WHAT YOU HAVE TO DO | Write the listing below out again exactly, dropping the images.

AVAILABLE DATA |
————————
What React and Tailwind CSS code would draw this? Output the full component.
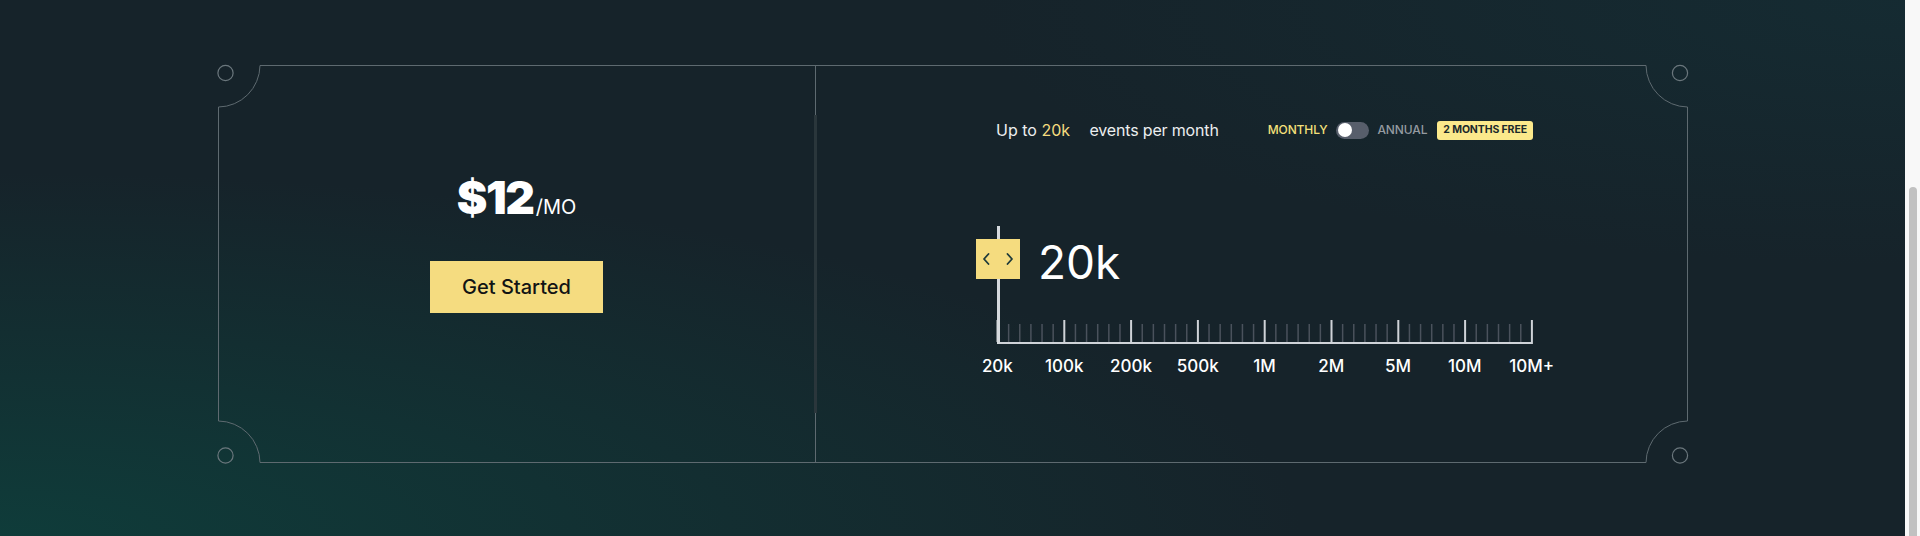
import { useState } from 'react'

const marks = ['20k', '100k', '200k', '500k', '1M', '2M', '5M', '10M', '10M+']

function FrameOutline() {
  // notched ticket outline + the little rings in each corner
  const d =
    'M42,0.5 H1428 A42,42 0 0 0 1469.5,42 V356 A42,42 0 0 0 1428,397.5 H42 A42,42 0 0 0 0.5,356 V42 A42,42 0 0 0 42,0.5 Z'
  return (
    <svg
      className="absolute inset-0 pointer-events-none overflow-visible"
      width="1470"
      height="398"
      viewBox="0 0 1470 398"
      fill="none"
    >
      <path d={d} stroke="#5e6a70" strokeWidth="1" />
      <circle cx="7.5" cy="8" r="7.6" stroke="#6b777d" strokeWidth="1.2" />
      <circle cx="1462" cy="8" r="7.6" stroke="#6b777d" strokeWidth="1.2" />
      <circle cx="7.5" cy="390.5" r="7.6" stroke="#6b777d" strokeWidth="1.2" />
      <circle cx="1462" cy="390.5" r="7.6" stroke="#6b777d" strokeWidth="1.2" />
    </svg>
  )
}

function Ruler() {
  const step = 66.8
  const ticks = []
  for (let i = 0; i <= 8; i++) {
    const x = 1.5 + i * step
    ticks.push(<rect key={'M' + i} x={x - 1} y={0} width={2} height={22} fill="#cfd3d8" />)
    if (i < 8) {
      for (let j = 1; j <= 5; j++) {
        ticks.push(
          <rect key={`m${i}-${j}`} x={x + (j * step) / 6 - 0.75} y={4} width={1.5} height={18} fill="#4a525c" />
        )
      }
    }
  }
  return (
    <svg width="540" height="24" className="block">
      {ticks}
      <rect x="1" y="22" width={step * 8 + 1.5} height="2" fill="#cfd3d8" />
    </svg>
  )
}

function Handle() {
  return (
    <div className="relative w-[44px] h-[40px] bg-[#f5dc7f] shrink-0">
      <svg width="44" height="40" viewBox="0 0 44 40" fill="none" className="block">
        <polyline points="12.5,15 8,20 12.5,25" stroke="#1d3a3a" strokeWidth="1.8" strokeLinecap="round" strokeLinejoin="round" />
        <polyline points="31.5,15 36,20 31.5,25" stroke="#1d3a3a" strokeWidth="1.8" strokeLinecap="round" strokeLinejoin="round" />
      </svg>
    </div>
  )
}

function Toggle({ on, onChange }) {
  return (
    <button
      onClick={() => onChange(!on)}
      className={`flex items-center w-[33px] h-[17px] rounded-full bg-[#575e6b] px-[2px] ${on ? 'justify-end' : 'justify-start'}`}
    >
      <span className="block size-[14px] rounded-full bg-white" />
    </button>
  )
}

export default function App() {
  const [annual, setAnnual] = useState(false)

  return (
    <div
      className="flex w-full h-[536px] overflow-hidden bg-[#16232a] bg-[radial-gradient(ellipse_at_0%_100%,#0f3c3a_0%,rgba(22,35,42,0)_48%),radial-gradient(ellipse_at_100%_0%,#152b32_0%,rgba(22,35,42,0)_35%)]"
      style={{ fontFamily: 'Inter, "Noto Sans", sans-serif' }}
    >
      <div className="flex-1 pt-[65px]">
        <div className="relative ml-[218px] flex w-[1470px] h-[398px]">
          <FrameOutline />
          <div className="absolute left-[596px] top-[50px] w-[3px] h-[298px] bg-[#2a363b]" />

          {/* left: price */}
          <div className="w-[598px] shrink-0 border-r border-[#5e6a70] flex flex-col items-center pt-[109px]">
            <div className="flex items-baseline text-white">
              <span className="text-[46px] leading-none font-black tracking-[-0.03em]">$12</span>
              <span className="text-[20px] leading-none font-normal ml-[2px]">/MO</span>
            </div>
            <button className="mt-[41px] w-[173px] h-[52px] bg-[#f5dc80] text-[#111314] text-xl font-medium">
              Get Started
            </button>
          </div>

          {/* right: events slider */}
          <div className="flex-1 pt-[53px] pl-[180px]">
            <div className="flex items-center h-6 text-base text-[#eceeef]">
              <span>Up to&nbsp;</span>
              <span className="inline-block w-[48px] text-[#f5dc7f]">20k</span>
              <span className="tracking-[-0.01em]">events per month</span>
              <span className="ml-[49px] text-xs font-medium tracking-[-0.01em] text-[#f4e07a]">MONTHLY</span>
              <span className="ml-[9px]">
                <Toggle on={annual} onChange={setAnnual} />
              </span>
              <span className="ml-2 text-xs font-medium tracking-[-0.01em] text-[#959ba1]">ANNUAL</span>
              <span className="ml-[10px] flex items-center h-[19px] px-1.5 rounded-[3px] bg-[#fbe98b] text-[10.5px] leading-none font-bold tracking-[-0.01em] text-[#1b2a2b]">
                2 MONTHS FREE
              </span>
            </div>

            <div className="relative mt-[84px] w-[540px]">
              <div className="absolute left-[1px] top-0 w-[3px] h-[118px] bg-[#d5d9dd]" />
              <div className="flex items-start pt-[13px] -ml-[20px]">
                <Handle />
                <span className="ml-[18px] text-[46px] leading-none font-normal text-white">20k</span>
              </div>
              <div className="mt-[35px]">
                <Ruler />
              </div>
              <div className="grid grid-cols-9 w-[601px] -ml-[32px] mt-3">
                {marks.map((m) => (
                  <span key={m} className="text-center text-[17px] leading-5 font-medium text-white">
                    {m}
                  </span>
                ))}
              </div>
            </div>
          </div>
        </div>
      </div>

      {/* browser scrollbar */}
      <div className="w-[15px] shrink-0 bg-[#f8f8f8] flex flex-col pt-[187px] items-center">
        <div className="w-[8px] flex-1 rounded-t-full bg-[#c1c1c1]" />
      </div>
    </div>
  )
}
————————
RESULT |
What React and Tailwind CSS code would draw this? Output the full component.
import { useState } from 'react'

const marks = ['20k', '100k', '200k', '500k', '1M', '2M', '5M', '10M', '10M+']

function FrameOutline() {
  // notched ticket outline + the little rings in each corner
  const d =
    'M42,0.5 H1428 A42,42 0 0 0 1469.5,42 V356 A42,42 0 0 0 1428,397.5 H42 A42,42 0 0 0 0.5,356 V42 A42,42 0 0 0 42,0.5 Z'
  return (
    <svg
      className="absolute inset-0 pointer-events-none overflow-visible"
      width="1470"
      height="398"
      viewBox="0 0 1470 398"
      fill="none"
    >
      <path d={d} stroke="#5e6a70" strokeWidth="1" />
      <circle cx="7.5" cy="8" r="7.6" stroke="#6b777d" strokeWidth="1.2" />
      <circle cx="1462" cy="8" r="7.6" stroke="#6b777d" strokeWidth="1.2" />
      <circle cx="7.5" cy="390.5" r="7.6" stroke="#6b777d" strokeWidth="1.2" />
      <circle cx="1462" cy="390.5" r="7.6" stroke="#6b777d" strokeWidth="1.2" />
    </svg>
  )
}

function Ruler() {
  const step = 66.8
  const ticks = []
  for (let i = 0; i <= 8; i++) {
    const x = 1.5 + i * step
    ticks.push(<rect key={'M' + i} x={x - 1} y={0} width={2} height={22} fill="#cfd3d8" />)
    if (i < 8) {
      for (let j = 1; j <= 5; j++) {
        ticks.push(
          <rect key={`m${i}-${j}`} x={x + (j * step) / 6 - 0.75} y={4} width={1.5} height={18} fill="#4a525c" />
        )
      }
    }
  }
  return (
    <svg width="540" height="24" className="block">
      {ticks}
      <rect x="1" y="22" width={step * 8 + 1.5} height="2" fill="#cfd3d8" />
    </svg>
  )
}

function Handle() {
  return (
    <div className="relative w-[44px] h-[40px] bg-[#f5dc7f] shrink-0">
      <svg width="44" height="40" viewBox="0 0 44 40" fill="none" className="block">
        <polyline points="12.5,15 8,20 12.5,25" stroke="#1d3a3a" strokeWidth="1.8" strokeLinecap="round" strokeLinejoin="round" />
        <polyline points="31.5,15 36,20 31.5,25" stroke="#1d3a3a" strokeWidth="1.8" strokeLinecap="round" strokeLinejoin="round" />
      </svg>
    </div>
  )
}

function Toggle({ on, onChange }) {
  return (
    <button
      onClick={() => onChange(!on)}
      className={`flex items-center w-[33px] h-[17px] rounded-full bg-[#575e6b] px-[2px] ${on ? 'justify-end' : 'justify-start'}`}
    >
      <span className="block size-[14px] rounded-full bg-white" />
    </button>
  )
}

export default function App() {
  const [annual, setAnnual] = useState(false)

  return (
    <div
      className="flex w-full h-[536px] overflow-hidden bg-[#16232a] bg-[radial-gradient(ellipse_at_0%_100%,#0f3c3a_0%,rgba(22,35,42,0)_48%),radial-gradient(ellipse_at_100%_0%,#152b32_0%,rgba(22,35,42,0)_35%)]"
      style={{ fontFamily: 'Inter, "Noto Sans", sans-serif' }}
    >
      <div className="flex-1 pt-[65px]">
        <div className="relative ml-[218px] flex w-[1470px] h-[398px]">
          <FrameOutline />
          <div className="absolute left-[596px] top-[50px] w-[3px] h-[298px] bg-[#2a363b]" />

          {/* left: price */}
          <div className="w-[598px] shrink-0 border-r border-[#5e6a70] flex flex-col items-center pt-[109px]">
            <div className="flex items-baseline text-white">
              <span className="text-[46px] leading-none font-black tracking-[-0.03em]">$12</span>
              <span className="text-[20px] leading-none font-normal ml-[2px]">/MO</span>
            </div>
            <button className="mt-[41px] w-[173px] h-[52px] bg-[#f5dc80] text-[#111314] text-xl font-medium">
              Get Started
            </button>
          </div>

          {/* right: events slider */}
          <div className="flex-1 pt-[53px] pl-[180px]">
            <div className="flex items-center h-6 text-base text-[#eceeef]">
              <span>Up to&nbsp;</span>
              <span className="inline-block w-[48px] text-[#f5dc7f]">20k</span>
              <span className="tracking-[-0.01em]">events per month</span>
              <span className="ml-[49px] text-xs font-medium tracking-[-0.01em] text-[#f4e07a]">MONTHLY</span>
              <span className="ml-[9px]">
                <Toggle on={annual} onChange={setAnnual} />
              </span>
              <span className="ml-2 text-xs font-medium tracking-[-0.01em] text-[#959ba1]">ANNUAL</span>
              <span className="ml-[10px] flex items-center h-[19px] px-1.5 rounded-[3px] bg-[#fbe98b] text-[10.5px] leading-none font-bold tracking-[-0.01em] text-[#1b2a2b]">
                2 MONTHS FREE
              </span>
            </div>

            <div className="relative mt-[84px] w-[540px]">
              <div className="absolute left-[1px] top-0 w-[3px] h-[118px] bg-[#d5d9dd]" />
              <div className="flex items-start pt-[13px] -ml-[20px]">
                <Handle />
                <span className="ml-[18px] text-[46px] leading-none font-normal text-white">20k</span>
              </div>
              <div className="mt-[35px]">
                <Ruler />
              </div>
              <div className="grid grid-cols-9 w-[601px] -ml-[32px] mt-3">
                {marks.map((m) => (
                  <span key={m} className="text-center text-[17px] leading-5 font-medium text-white">
                    {m}
                  </span>
                ))}
              </div>
            </div>
          </div>
        </div>
      </div>

      {/* browser scrollbar */}
      <div className="w-[15px] shrink-0 bg-[#f8f8f8] flex flex-col pt-[187px] items-center">
        <div className="w-[8px] flex-1 rounded-t-full bg-[#c1c1c1]" />
      </div>
    </div>
  )
}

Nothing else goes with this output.